Repeat every line exactly, keeping the pictures out of the copy.

## Source material
::::

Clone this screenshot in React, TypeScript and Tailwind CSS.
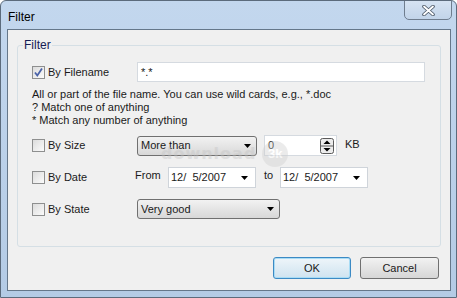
import React from 'react';

const font = { fontFamily: '"Liberation Sans", Arial, sans-serif' };

const Check = ({ checked }: { checked?: boolean }) => (
  <div className="w-[13px] h-[13px] border border-[#8e8f8f] bg-gradient-to-br from-[#dcdcdc] to-[#fbfbfb] flex items-center justify-center shrink-0">
    {checked && (
      <svg width="11" height="11" viewBox="0 0 11 11">
        <path d="M2 5.5 L4.3 8.5 L9 1.5" fill="none" stroke="#4a62a8" strokeWidth="1.8" />
      </svg>
    )}
  </div>
);

const Arrow = () => (
  <svg width="7" height="4" viewBox="0 0 7 4" className="shrink-0">
    <path d="M0 0 H7 L3.5 4 Z" fill="#000" />
  </svg>
);

const Combo = ({ value, w }: { value: string; w: string }) => (
  <div className={`${w} h-[20px] rounded-[3px] border border-[#707070] bg-gradient-to-b from-[#f2f2f2] to-[#d8d8d8] flex items-center pl-[3px] pr-[5px] justify-between`}>
    <span>{value}</span>
    <Arrow />
  </div>
);

const DateBox = ({ value }: { value: string }) => (
  <div className="w-[88px] h-[21px] border border-[#cfd4da] bg-white flex items-center pl-[2px] pr-[7px] justify-between">
    <span className="whitespace-pre">{value}</span>
    <Arrow />
  </div>
);

const Label = ({ checked, text }: { checked?: boolean; text: string }) => (
  <div className="w-[105px] flex items-center gap-[3px] shrink-0">
    <Check checked={checked} />
    <span>{text}</span>
  </div>
);

export default function App() {
  return (
    <div
      className="w-[457px] h-[298px] overflow-hidden relative bg-gradient-to-b from-[#c3d7ee] to-[#b4cbe5] border border-[#5c6b7c] rounded-t-[6px] text-[11px] text-[#1a1a1a] flex flex-col"
      style={font}
    >
      {/* title bar */}
      <div className="h-[28px] flex items-start justify-between shrink-0">
        <span className="ml-[7px] mt-[7px] text-[12px] text-black">Filter</span>
        <div className="w-[48px] h-[20px] mr-[4px] -mt-px rounded-b-[5px] border border-[#6f7d8e] bg-gradient-to-b from-[#d6e3f2] to-[#c2d4e9] flex items-center justify-center">
          <svg width="13" height="11" viewBox="0 0 13 11">
            <path d="M2 1.5 L11 9.5 M11 1.5 L2 9.5" stroke="#4d5968" strokeWidth="3.6" strokeLinecap="round" />
            <path d="M2 1.5 L11 9.5 M11 1.5 L2 9.5" stroke="#fff" strokeWidth="1.8" strokeLinecap="round" />
          </svg>
        </div>
      </div>

      {/* client area */}
      <div className="ml-[6px] mr-[5px] h-[262px] border border-[#65778a] bg-[#f0f0f0] flex flex-col shrink-0">
        {/* group box */}
        <div className="relative ml-[9px] mt-[15px] w-[424px] h-[202px] border border-[#d5dfe5] rounded-[3px] flex flex-col pl-[14px]">
          <span className="absolute -top-[8px] left-[5px] px-[1px] bg-[#f0f0f0] text-[12px] text-[#151c55] leading-[14px]">Filter</span>

          <div className="mt-[16px] flex items-center h-[20px]">
            <Label checked text="By Filename" />
            <div className="w-[288px] h-[20px] border border-[#d5dae0] bg-white flex items-center pl-[3px]">*.*</div>
          </div>

          <div className="mt-[6px] leading-[13px]">
            <div>All or part of the file name. You can use wild cards, e.g., *.doc</div>
            <div>? Match one of anything</div>
            <div>* Match any number of anything</div>
          </div>

          <div className="mt-[8px] flex items-center h-[21px]">
            <Label text="By Size" />
            <Combo value="More than" w="w-[120px]" />
            <div className="ml-[7px] w-[73px] h-[21px] border border-[#d5dae0] bg-white flex items-center justify-between pl-[3px] pr-[2px]">
              <span>0</span>
              <svg width="14" height="16" viewBox="0 0 14 16">
                <rect x="0.5" y="0.5" width="13" height="15" rx="2" fill="#ececec" stroke="#5b5b5b" />
                <path d="M1 8 H13" stroke="#5b5b5b" />
                <path d="M3.5 6 L7 2.5 L10.5 6 Z" fill="#000" />
                <path d="M3.5 10 L7 13.5 L10.5 10 Z" fill="#000" />
              </svg>
            </div>
            <span className="ml-[8px] self-start mt-px">KB</span>
          </div>

          <div className="mt-[11px] flex items-center h-[21px]">
            <Label text="By Date" />
            <span className="-ml-[2px] w-[33px] self-start">From</span>
            <DateBox value="12/  5/2007" />
            <span className="ml-[8px] w-[16px] self-start">to</span>
            <DateBox value="12/  5/2007" />
          </div>

          <div className="mt-[11px] flex items-center h-[20px]">
            <Label text="By State" />
            <Combo value="Very good" w="w-[143px]" />
          </div>
        </div>

        {/* buttons */}
        <div className="mt-[10px] flex justify-end gap-[9px] pr-[11px]">
          <div className="w-[78px] h-[22px] rounded-[3px] border border-[#3c8ac4] shadow-[inset_0_0_0_1px_#a9dcf5] bg-gradient-to-b from-[#eef5fa] to-[#cfe3f0] flex items-center justify-center">
            OK
          </div>
          <div className="w-[79px] h-[22px] rounded-[3px] border border-[#707070] bg-gradient-to-b from-[#f2f2f2] to-[#d6d6d6] flex items-center justify-center">
            Cancel
          </div>
        </div>
      </div>

      {/* watermark */}
      <div className="absolute left-[160px] top-[140px] flex items-center gap-[6px] pointer-events-none opacity-40">
        <span className="font-bold text-[16px] tracking-[1px] text-[#c4c4c4]" style={{ fontFamily: '"DejaVu Sans", sans-serif' }}>
          download
        </span>
        <span className="w-[26px] h-[26px] rounded-full bg-[#cfcfcf] text-white font-bold text-[13px] flex items-center justify-center">
          3k
        </span>
      </div>
    </div>
  );
}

::::

## Solution
Clone this screenshot in React, TypeScript and Tailwind CSS.
import React from 'react';

const font = { fontFamily: '"Liberation Sans", Arial, sans-serif' };

const Check = ({ checked }: { checked?: boolean }) => (
  <div className="w-[13px] h-[13px] border border-[#8e8f8f] bg-gradient-to-br from-[#dcdcdc] to-[#fbfbfb] flex items-center justify-center shrink-0">
    {checked && (
      <svg width="11" height="11" viewBox="0 0 11 11">
        <path d="M2 5.5 L4.3 8.5 L9 1.5" fill="none" stroke="#4a62a8" strokeWidth="1.8" />
      </svg>
    )}
  </div>
);

const Arrow = () => (
  <svg width="7" height="4" viewBox="0 0 7 4" className="shrink-0">
    <path d="M0 0 H7 L3.5 4 Z" fill="#000" />
  </svg>
);

const Combo = ({ value, w }: { value: string; w: string }) => (
  <div className={`${w} h-[20px] rounded-[3px] border border-[#707070] bg-gradient-to-b from-[#f2f2f2] to-[#d8d8d8] flex items-center pl-[3px] pr-[5px] justify-between`}>
    <span>{value}</span>
    <Arrow />
  </div>
);

const DateBox = ({ value }: { value: string }) => (
  <div className="w-[88px] h-[21px] border border-[#cfd4da] bg-white flex items-center pl-[2px] pr-[7px] justify-between">
    <span className="whitespace-pre">{value}</span>
    <Arrow />
  </div>
);

const Label = ({ checked, text }: { checked?: boolean; text: string }) => (
  <div className="w-[105px] flex items-center gap-[3px] shrink-0">
    <Check checked={checked} />
    <span>{text}</span>
  </div>
);

export default function App() {
  return (
    <div
      className="w-[457px] h-[298px] overflow-hidden relative bg-gradient-to-b from-[#c3d7ee] to-[#b4cbe5] border border-[#5c6b7c] rounded-t-[6px] text-[11px] text-[#1a1a1a] flex flex-col"
      style={font}
    >
      {/* title bar */}
      <div className="h-[28px] flex items-start justify-between shrink-0">
        <span className="ml-[7px] mt-[7px] text-[12px] text-black">Filter</span>
        <div className="w-[48px] h-[20px] mr-[4px] -mt-px rounded-b-[5px] border border-[#6f7d8e] bg-gradient-to-b from-[#d6e3f2] to-[#c2d4e9] flex items-center justify-center">
          <svg width="13" height="11" viewBox="0 0 13 11">
            <path d="M2 1.5 L11 9.5 M11 1.5 L2 9.5" stroke="#4d5968" strokeWidth="3.6" strokeLinecap="round" />
            <path d="M2 1.5 L11 9.5 M11 1.5 L2 9.5" stroke="#fff" strokeWidth="1.8" strokeLinecap="round" />
          </svg>
        </div>
      </div>

      {/* client area */}
      <div className="ml-[6px] mr-[5px] h-[262px] border border-[#65778a] bg-[#f0f0f0] flex flex-col shrink-0">
        {/* group box */}
        <div className="relative ml-[9px] mt-[15px] w-[424px] h-[202px] border border-[#d5dfe5] rounded-[3px] flex flex-col pl-[14px]">
          <span className="absolute -top-[8px] left-[5px] px-[1px] bg-[#f0f0f0] text-[12px] text-[#151c55] leading-[14px]">Filter</span>

          <div className="mt-[16px] flex items-center h-[20px]">
            <Label checked text="By Filename" />
            <div className="w-[288px] h-[20px] border border-[#d5dae0] bg-white flex items-center pl-[3px]">*.*</div>
          </div>

          <div className="mt-[6px] leading-[13px]">
            <div>All or part of the file name. You can use wild cards, e.g., *.doc</div>
            <div>? Match one of anything</div>
            <div>* Match any number of anything</div>
          </div>

          <div className="mt-[8px] flex items-center h-[21px]">
            <Label text="By Size" />
            <Combo value="More than" w="w-[120px]" />
            <div className="ml-[7px] w-[73px] h-[21px] border border-[#d5dae0] bg-white flex items-center justify-between pl-[3px] pr-[2px]">
              <span>0</span>
              <svg width="14" height="16" viewBox="0 0 14 16">
                <rect x="0.5" y="0.5" width="13" height="15" rx="2" fill="#ececec" stroke="#5b5b5b" />
                <path d="M1 8 H13" stroke="#5b5b5b" />
                <path d="M3.5 6 L7 2.5 L10.5 6 Z" fill="#000" />
                <path d="M3.5 10 L7 13.5 L10.5 10 Z" fill="#000" />
              </svg>
            </div>
            <span className="ml-[8px] self-start mt-px">KB</span>
          </div>

          <div className="mt-[11px] flex items-center h-[21px]">
            <Label text="By Date" />
            <span className="-ml-[2px] w-[33px] self-start">From</span>
            <DateBox value="12/  5/2007" />
            <span className="ml-[8px] w-[16px] self-start">to</span>
            <DateBox value="12/  5/2007" />
          </div>

          <div className="mt-[11px] flex items-center h-[20px]">
            <Label text="By State" />
            <Combo value="Very good" w="w-[143px]" />
          </div>
        </div>

        {/* buttons */}
        <div className="mt-[10px] flex justify-end gap-[9px] pr-[11px]">
          <div className="w-[78px] h-[22px] rounded-[3px] border border-[#3c8ac4] shadow-[inset_0_0_0_1px_#a9dcf5] bg-gradient-to-b from-[#eef5fa] to-[#cfe3f0] flex items-center justify-center">
            OK
          </div>
          <div className="w-[79px] h-[22px] rounded-[3px] border border-[#707070] bg-gradient-to-b from-[#f2f2f2] to-[#d6d6d6] flex items-center justify-center">
            Cancel
          </div>
        </div>
      </div>

      {/* watermark */}
      <div className="absolute left-[160px] top-[140px] flex items-center gap-[6px] pointer-events-none opacity-40">
        <span className="font-bold text-[16px] tracking-[1px] text-[#c4c4c4]" style={{ fontFamily: '"DejaVu Sans", sans-serif' }}>
          download
        </span>
        <span className="w-[26px] h-[26px] rounded-full bg-[#cfcfcf] text-white font-bold text-[13px] flex items-center justify-center">
          3k
        </span>
      </div>
    </div>
  );
}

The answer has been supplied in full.